Given task: Of the lines in this listing, how many contain the word "React"? Give the number and nothing else.

Material:
--------------------------------------------------

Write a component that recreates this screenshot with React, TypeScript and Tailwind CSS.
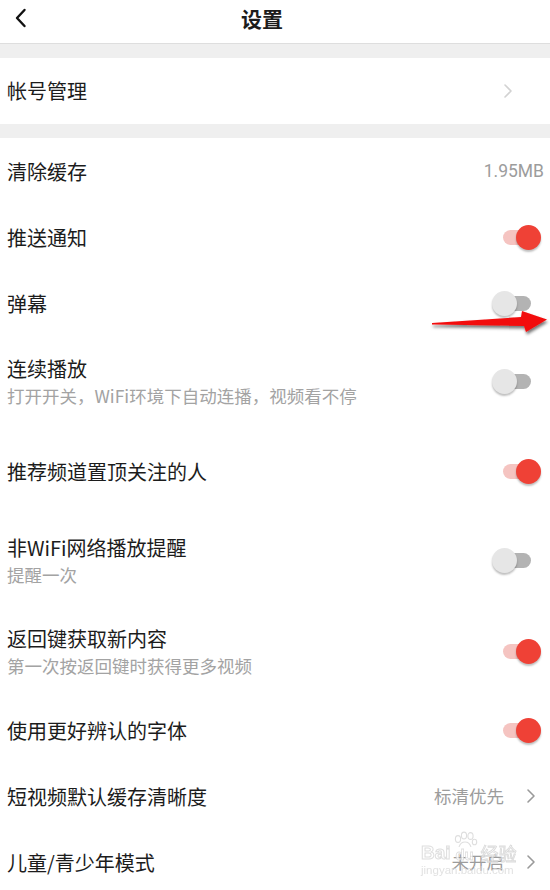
import React from "react";

const FONT = { fontFamily: '"Noto Sans CJK SC", "Noto Sans", sans-serif' };
const LATIN = { fontFamily: '"Liberation Sans", sans-serif' };

type Row =
  | { kind: "toggle"; title: string; sub?: string; on: boolean; h: string }
  | { kind: "value"; title: string; value: string; chevron?: boolean; h: string };

const rows: Row[] = [
  { kind: "value", title: "清除缓存", value: "1.95MB", h: "h-[66px]" },
  { kind: "toggle", title: "推送通知", on: true, h: "h-[66px]" },
  { kind: "toggle", title: "弹幕", on: false, h: "h-[66px]" },
  { kind: "toggle", title: "连续播放", sub: "打开开关，WiFi环境下自动连播，视频看不停", on: false, h: "h-[91px]" },
  { kind: "toggle", title: "推荐频道置顶关注的人", on: true, h: "h-[88px]" },
  { kind: "toggle", title: "非WiFi网络播放提醒", sub: "提醒一次", on: false, h: "h-[91px]" },
  { kind: "toggle", title: "返回键获取新内容", sub: "第一次按返回键时获得更多视频", on: true, h: "h-[91px]" },
  { kind: "toggle", title: "使用更好辨认的字体", on: true, h: "h-[66px]" },
  { kind: "value", title: "短视频默认缓存清晰度", value: "标清优先", chevron: true, h: "h-[66px]" },
  { kind: "value", title: "儿童/青少年模式", value: "未开启", chevron: true, h: "h-[66px]" },
];

function Toggle({ on }: { on: boolean }) {
  return (
    <div className="relative w-[49px] h-[25px] shrink-0">
      <div className={`absolute left-[11px] right-[10px] top-[5px] h-[15px] rounded-full ${on ? "bg-[#f5c4c1]" : "bg-[#b3b3b3]"}`} />
      <div
        className={`absolute top-0 w-[25px] h-[25px] rounded-full shadow-[0_2px_2px_rgba(0,0,0,0.25)] ${on ? "right-0 bg-[#ef4136]" : "left-0 bg-[#e6e6e6]"}`}
      />
    </div>
  );
}

function Chevron({ color = "#9a9a9a" }: { color?: string }) {
  return (
    <svg width="10" height="16" viewBox="0 0 10 16" fill="none">
      <path d="M2 2l6 6-6 6" stroke={color} strokeWidth="1.6" strokeLinecap="round" strokeLinejoin="round" />
    </svg>
  );
}

// faint baidu jingyan stamp over the bottom-right corner
function Watermark() {
  return (
    <div className="absolute left-[421px] top-[831px] flex flex-col whitespace-nowrap opacity-80 pointer-events-none select-none">
      <div className="flex items-end leading-none">
        <span className="text-[19px] font-bold text-white [-webkit-text-stroke:1px_#d6d6d6]" style={LATIN}>
          Bai
        </span>
        <div className="flex flex-col items-center w-[28px]">
          <svg width="26" height="16" viewBox="0 0 26 16">
            <g fill="none" stroke="#d6d6d6" strokeWidth="1.1">
              <ellipse cx="6" cy="8" rx="2.6" ry="3.4" />
              <ellipse cx="12" cy="4.5" rx="2.6" ry="3.4" />
              <ellipse cx="18.5" cy="5" rx="2.6" ry="3.4" />
              <ellipse cx="22.5" cy="11" rx="2.2" ry="2.8" />
              <path d="M7 16c1-3 3-5 6-5s5 2 6 5" />
            </g>
          </svg>
          <span className="text-[15px] font-bold text-white [-webkit-text-stroke:0.8px_#d6d6d6]" style={LATIN}>du</span>
        </div>
        <span className="ml-[2px] text-[18px] text-white [-webkit-text-stroke:0.9px_#d2d2d2]" style={FONT}>经验</span>
      </div>
      <span className="text-[11.5px] leading-none mt-[3px] text-[#dadada]" style={LATIN}>
        jingyan.baidu.com
      </span>
    </div>
  );
}

function Arrow() {
  return (
    <svg className="absolute left-[428px] top-[306px] pointer-events-none" width="122" height="34" viewBox="428 306 122 34">
      <defs>
        <filter id="sh" x="-20%" y="-50%" width="140%" height="200%">
          <feDropShadow dx="1" dy="2.5" stdDeviation="1.5" floodColor="#000" floodOpacity="0.55" />
        </filter>
      </defs>
      <polygon
        points="432,323 521,317 522,311 547,319.5 526,332 524,326 432,324.5"
        fill="#f20d0d"
        filter="url(#sh)"
      />
    </svg>
  );
}

export default function App() {
  return (
    <div className="relative w-[550px] h-[890px] overflow-hidden bg-white text-[#1c1c1c]" style={FONT}>
      <div className="flex items-center h-[44px] border-b border-[#dedede]">
        <div className="w-[40px] h-full flex items-center pl-[14px] pb-[7px]">
          <svg width="13" height="20" viewBox="0 0 13 20" fill="none">
            <path d="M10.5 2L3 10l7.5 8" stroke="#111" strokeWidth="2.4" strokeLinecap="round" strokeLinejoin="round" />
          </svg>
        </div>
        <div className="flex-1 text-center text-[21px] font-bold leading-none pb-[7px]">设置</div>
        <div className="w-[66px]" />
      </div>
      <div className="h-[14px] bg-[#efefef]" />
      <div className="flex items-center justify-between h-[66px] pl-[7px] pr-[37px]">
        <span className="text-[20px]">帐号管理</span>
        <Chevron color="#d2d2d2" />
      </div>
      <div className="h-[14px] bg-[#efefef]" />
      {rows.map((r) => (
        <div key={r.title} className={`flex items-center justify-between pl-[7px] ${r.h} ${r.kind === "toggle" ? "pr-[9px]" : r.chevron ? "pr-[14px]" : "pr-[6px]"}`}>
          <div className="flex flex-col">
            <span className="text-[20px] leading-[27px]">{r.title}</span>
            {r.kind === "toggle" && r.sub && <span className="text-[17.5px] leading-[27px] text-[#a3a3a3]">{r.sub}</span>}
          </div>
          {r.kind === "toggle" ? (
            <Toggle on={r.on} />
          ) : (
            <div className="flex items-center gap-[22px]">
              <span className="text-[17.5px] text-[#9c9c9c]" style={r.chevron ? FONT : { fontFamily: "Roboto, sans-serif" }}>{r.value}</span>
              {r.chevron && <Chevron />}
            </div>
          )}
        </div>
      ))}
      <Arrow />
      <Watermark />
    </div>
  );
}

--------------------------------------------------

Solution below: 2